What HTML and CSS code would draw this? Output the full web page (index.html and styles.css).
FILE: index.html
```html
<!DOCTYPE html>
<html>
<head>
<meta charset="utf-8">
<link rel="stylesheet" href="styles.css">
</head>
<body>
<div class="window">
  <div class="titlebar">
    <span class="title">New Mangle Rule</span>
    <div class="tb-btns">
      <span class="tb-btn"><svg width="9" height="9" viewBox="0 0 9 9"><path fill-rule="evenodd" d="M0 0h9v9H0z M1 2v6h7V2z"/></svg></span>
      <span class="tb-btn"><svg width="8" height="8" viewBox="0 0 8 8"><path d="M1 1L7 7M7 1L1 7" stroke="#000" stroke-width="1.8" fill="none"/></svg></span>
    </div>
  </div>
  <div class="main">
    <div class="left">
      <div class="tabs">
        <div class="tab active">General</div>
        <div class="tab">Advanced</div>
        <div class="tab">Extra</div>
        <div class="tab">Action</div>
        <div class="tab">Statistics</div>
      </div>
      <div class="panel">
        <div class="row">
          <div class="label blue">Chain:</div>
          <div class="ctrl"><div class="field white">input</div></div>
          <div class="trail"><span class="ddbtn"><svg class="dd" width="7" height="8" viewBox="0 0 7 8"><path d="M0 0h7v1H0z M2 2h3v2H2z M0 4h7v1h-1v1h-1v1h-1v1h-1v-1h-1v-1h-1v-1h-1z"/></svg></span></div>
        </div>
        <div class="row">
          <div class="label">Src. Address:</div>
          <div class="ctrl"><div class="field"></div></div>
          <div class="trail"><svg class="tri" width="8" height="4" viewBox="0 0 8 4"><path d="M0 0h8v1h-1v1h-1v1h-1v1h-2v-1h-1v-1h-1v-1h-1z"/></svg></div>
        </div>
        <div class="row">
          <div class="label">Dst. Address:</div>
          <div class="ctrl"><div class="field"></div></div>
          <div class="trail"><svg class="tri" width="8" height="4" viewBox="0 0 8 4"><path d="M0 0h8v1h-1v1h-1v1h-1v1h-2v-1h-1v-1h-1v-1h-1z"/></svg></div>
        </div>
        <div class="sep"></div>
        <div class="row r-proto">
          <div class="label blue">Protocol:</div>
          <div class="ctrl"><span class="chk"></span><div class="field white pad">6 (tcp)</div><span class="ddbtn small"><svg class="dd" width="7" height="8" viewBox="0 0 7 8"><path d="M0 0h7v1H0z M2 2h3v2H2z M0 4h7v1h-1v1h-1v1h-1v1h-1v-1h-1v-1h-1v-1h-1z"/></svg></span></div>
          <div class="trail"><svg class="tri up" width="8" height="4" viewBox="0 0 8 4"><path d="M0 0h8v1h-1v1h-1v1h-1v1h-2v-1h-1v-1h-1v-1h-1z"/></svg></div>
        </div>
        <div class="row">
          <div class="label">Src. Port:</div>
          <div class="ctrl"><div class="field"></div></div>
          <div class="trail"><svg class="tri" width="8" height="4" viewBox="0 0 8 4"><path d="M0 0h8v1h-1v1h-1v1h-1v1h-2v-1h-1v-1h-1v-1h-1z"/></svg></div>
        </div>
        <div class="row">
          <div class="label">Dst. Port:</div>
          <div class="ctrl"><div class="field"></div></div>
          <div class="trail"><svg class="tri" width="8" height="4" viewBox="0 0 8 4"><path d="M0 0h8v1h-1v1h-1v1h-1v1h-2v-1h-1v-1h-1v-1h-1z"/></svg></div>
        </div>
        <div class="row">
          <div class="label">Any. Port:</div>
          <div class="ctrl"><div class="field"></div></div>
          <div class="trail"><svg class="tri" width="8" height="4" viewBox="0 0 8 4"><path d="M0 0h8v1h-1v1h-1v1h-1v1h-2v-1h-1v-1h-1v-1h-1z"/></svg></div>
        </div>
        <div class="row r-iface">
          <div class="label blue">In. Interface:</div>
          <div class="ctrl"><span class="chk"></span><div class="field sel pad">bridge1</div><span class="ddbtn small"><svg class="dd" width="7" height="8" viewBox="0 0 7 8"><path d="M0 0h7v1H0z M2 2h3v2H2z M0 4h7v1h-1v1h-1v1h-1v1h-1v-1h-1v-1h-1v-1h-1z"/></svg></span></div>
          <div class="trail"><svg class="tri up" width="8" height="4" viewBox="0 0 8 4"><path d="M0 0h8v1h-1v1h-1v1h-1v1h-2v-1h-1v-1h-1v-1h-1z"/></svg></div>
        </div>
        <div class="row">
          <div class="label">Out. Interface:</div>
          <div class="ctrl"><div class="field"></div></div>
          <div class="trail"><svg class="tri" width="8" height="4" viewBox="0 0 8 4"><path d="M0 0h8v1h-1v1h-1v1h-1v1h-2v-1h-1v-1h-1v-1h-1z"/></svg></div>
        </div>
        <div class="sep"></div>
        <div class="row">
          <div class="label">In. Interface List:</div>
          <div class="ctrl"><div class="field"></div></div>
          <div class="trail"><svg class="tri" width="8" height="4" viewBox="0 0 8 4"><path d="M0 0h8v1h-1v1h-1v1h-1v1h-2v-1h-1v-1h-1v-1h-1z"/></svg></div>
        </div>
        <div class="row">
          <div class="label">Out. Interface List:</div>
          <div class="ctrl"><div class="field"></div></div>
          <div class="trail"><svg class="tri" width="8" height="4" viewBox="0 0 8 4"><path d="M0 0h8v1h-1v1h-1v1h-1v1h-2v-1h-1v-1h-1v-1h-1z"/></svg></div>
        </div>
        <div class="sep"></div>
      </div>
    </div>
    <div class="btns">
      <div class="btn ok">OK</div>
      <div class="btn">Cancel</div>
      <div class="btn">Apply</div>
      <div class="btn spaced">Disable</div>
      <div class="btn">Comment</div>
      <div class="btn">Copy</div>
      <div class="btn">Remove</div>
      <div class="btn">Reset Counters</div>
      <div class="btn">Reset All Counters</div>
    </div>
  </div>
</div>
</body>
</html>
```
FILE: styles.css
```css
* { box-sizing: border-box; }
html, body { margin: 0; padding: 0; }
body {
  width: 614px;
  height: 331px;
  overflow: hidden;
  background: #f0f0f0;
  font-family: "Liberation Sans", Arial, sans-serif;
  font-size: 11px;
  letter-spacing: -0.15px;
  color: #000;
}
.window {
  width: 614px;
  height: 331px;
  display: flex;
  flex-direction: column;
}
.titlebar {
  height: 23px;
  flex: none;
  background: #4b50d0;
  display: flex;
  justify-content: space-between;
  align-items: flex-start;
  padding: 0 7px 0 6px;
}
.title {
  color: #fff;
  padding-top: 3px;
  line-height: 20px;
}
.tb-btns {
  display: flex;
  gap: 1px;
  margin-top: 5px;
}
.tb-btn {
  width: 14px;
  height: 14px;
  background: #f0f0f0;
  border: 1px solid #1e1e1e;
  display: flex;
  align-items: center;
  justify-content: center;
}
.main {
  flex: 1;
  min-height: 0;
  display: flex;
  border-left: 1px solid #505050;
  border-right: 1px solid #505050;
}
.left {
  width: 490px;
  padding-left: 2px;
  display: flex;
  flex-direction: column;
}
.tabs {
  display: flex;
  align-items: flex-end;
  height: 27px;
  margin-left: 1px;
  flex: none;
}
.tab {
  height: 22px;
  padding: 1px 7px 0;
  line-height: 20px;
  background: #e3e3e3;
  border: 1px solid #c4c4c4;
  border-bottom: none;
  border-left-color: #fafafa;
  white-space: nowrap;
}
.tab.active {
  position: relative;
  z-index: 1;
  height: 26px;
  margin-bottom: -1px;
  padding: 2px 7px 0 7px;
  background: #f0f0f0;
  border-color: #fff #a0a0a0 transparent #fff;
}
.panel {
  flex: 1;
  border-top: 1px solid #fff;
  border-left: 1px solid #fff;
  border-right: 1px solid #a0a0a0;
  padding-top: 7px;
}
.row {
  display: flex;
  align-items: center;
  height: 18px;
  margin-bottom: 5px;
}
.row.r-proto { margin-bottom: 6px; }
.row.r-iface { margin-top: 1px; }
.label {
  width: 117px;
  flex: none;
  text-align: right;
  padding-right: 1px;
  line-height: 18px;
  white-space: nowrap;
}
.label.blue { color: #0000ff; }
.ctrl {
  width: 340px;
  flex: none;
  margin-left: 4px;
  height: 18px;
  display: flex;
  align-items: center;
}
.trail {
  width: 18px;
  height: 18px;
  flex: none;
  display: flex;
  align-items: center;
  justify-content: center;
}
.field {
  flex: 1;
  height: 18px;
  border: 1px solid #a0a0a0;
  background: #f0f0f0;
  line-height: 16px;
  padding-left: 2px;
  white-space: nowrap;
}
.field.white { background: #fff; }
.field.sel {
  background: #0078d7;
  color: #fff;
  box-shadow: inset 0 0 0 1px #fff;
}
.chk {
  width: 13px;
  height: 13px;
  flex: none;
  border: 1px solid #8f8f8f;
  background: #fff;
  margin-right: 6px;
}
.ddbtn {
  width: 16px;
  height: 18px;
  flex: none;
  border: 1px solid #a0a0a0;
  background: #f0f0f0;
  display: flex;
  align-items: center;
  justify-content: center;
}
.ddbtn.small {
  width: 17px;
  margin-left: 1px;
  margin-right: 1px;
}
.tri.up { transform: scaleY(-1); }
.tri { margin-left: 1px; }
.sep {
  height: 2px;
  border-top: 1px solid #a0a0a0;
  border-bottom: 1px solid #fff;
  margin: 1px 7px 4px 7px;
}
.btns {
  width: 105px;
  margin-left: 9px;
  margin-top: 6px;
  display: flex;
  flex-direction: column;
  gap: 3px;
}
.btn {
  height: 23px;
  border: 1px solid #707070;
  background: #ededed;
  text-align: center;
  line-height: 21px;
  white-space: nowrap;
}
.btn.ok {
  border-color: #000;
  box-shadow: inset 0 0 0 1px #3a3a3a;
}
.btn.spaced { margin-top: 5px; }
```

- - -

Only the number is wanted: how many lines of the material contain the word "index"?

3